Por: Miguel Gómez Martínez
Miguel Gómez Martínez
No se discute que Gustavo Petro haya sido elegido presidente de la República. Fue un resultado claro y un triunfo legítimo, pero no aplastante en las urnas.
En cambio, lo que resulta aplastante es la mayoría parlamentaria que ha obtenido el nuevo mandatario. ¿Qué pasó con los que decían representar a los 10,5 millones de personas que no votaron por el triunfador?
Que los de la U hayan sido los primeros en abandonarlos no es de extrañar porque son el partido de Santos y hace tiempo que el expresidente estaba apoyando a Petro. Dilian y su bancada no sobreviven sin puestos ni contratos. Sus caudas necesitan del estado como el parásito del huésped. Para ellos sin poder no hay política.

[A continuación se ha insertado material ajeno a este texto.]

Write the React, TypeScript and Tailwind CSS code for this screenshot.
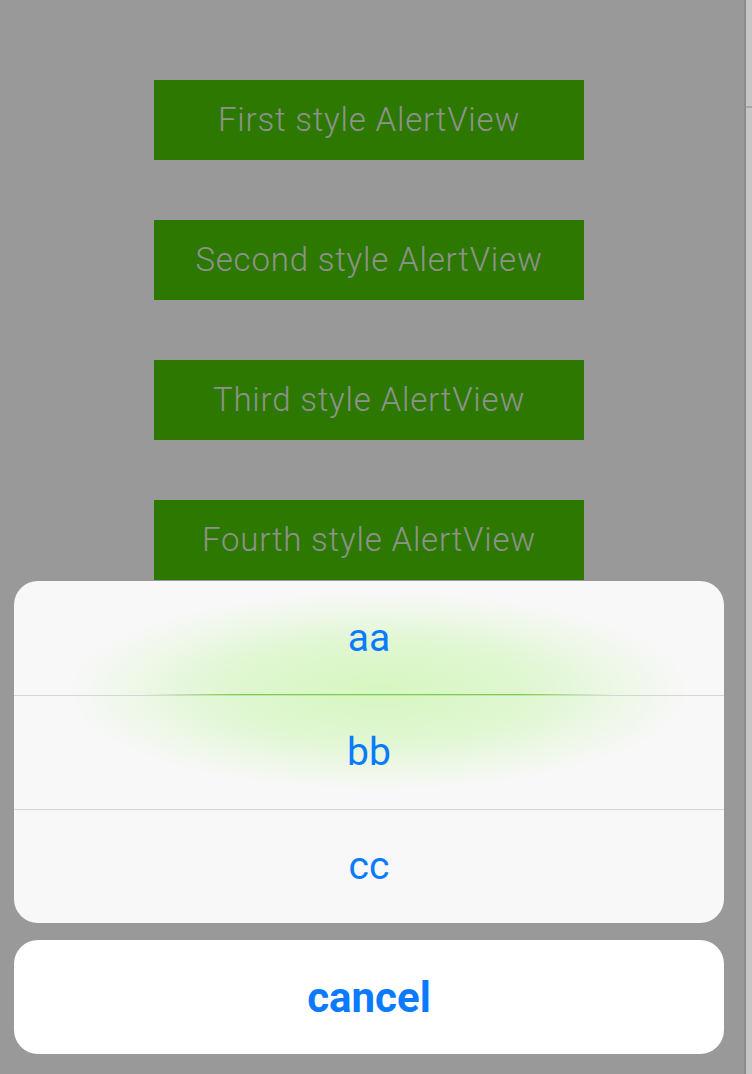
const buttons = [
  "First style AlertView",
  "Second style AlertView",
  "Third style AlertView",
  "Fourth style AlertView",
];

const options = ["aa", "bb", "cc"];

export default function App() {
  return (
    <main
      className="relative flex h-[1074px] w-[752px] overflow-hidden bg-[#999999]"
      style={{ fontFamily: "Roboto, 'Liberation Sans', sans-serif" }}
    >
      {/* Buttons behind the dimmed overlay */}
      <section className="flex flex-1 flex-col items-center gap-[60px] pr-[6px] pt-[80px]">
        {buttons.map((label) => (
          <button
            key={label}
            className="flex h-[80px] w-[430px] items-center justify-center bg-[#2d7800] text-[33px] font-light tracking-[0.8px] text-[#8e928c]"
          >
            {label}
          </button>
        ))}
      </section>

      {/* Scroll edge on the right */}
      <div className="flex w-[8px] flex-col border-l-2 border-[#8c8c8c] bg-[#c6c6c6]">
        <div className="h-[106px]" />
        <div className="h-[2px] bg-[#a8a8a8]" />
      </div>

      {/* Action sheet */}
      <div className="absolute bottom-[20px] left-[14px] flex w-[710px] flex-col gap-[17px]">
        <div className="relative overflow-hidden rounded-[24px] bg-[#f8f8f8]">
          <div className="pointer-events-none absolute left-[50px] top-[10px] h-[200px] w-[630px] rounded-full bg-[radial-gradient(ellipse_at_center,#d6f7c0_0%,#e0f7d2_35%,rgba(248,248,248,0)_70%)]" />
          {options.map((opt, i) => (
            <div
              key={opt}
              className={
                "relative flex h-[114px] items-center justify-center text-[39px] text-[#0a7aff] " +
                (i > 0 ? "border-t border-[#d6d6da]" : "")
              }
            >
              {opt}
            </div>
          ))}
          <div className="pointer-events-none absolute left-[130px] top-[113px] h-px w-[470px] bg-[linear-gradient(90deg,rgba(102,221,34,0),#66dd22_20%,#66dd22_80%,rgba(102,221,34,0))]" />
        </div>
        <button className="flex h-[114px] items-center justify-center rounded-[24px] bg-white text-[42px] font-bold text-[#0a7aff]">
          cancel
        </button>
      </div>
    </main>
  );
}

Mucho más sorprendente es la posición del otrora Partido Conservador. El país conoce que esa colectividad está, desde hace años, colonizada por barones clientelistas regionales. También sabe que, del ideario conservador, muy poco queda en su actuar. Pero podían haber por lo menos disimulado. Corrieron en masa a respaldar al nuevo mandatario con entusiasmo frenético olvidando que es la antítesis de todo su ideario. En su carrera a la indignidad pisotearon al expresidente Pastrana y al jefe del Directorio Nacional que resultaron ser meras figuras decorativas.
Lánguida ha sido la actitud política del ingeniero Rodolfo Hernández. Sus más de 10 millones de electores quedaron huérfanos pues no ha entendido el sentido del mandato que se expresa en las urnas. Destruyó la poca credibilidad que tenía como vocero de la mitad de los colombianos.
El mandato electoral no existe en Colombia. Al hacer campaña, el candidato expone su ideario por el que vota el ciudadano. Al resultar elegido debe cumplir el mandato que recibió de sus electores. Es la base del compromiso democrático que debería ser respetado por el que obtiene la credencial. Pero en nuestro país, pasadas las elecciones, los que han sido elegidos creen que ellos no tienen que responderles a sus votantes.
¿Qué pensarán los conservadores al ver que su partido, en una voltereta impensable adhieren a un gobierno que no tiene nada que ver con sus postulados? ¿Olvidarán esa descarada traición? ¿Volverán a votar por quienes, sin vergüenza ni dignidad, prefirieron sus intereses a los de sus electores?
Todo lo anterior nos lleva a preguntarnos si la elección presidencial fue una parodia o una comedia. Si fue lo primero, es el mayor engaño que se haya hecho en una democracia. Si fue lo segundo, los actores dejaron caer sus máscaras y mostraron su desprecio por el elector.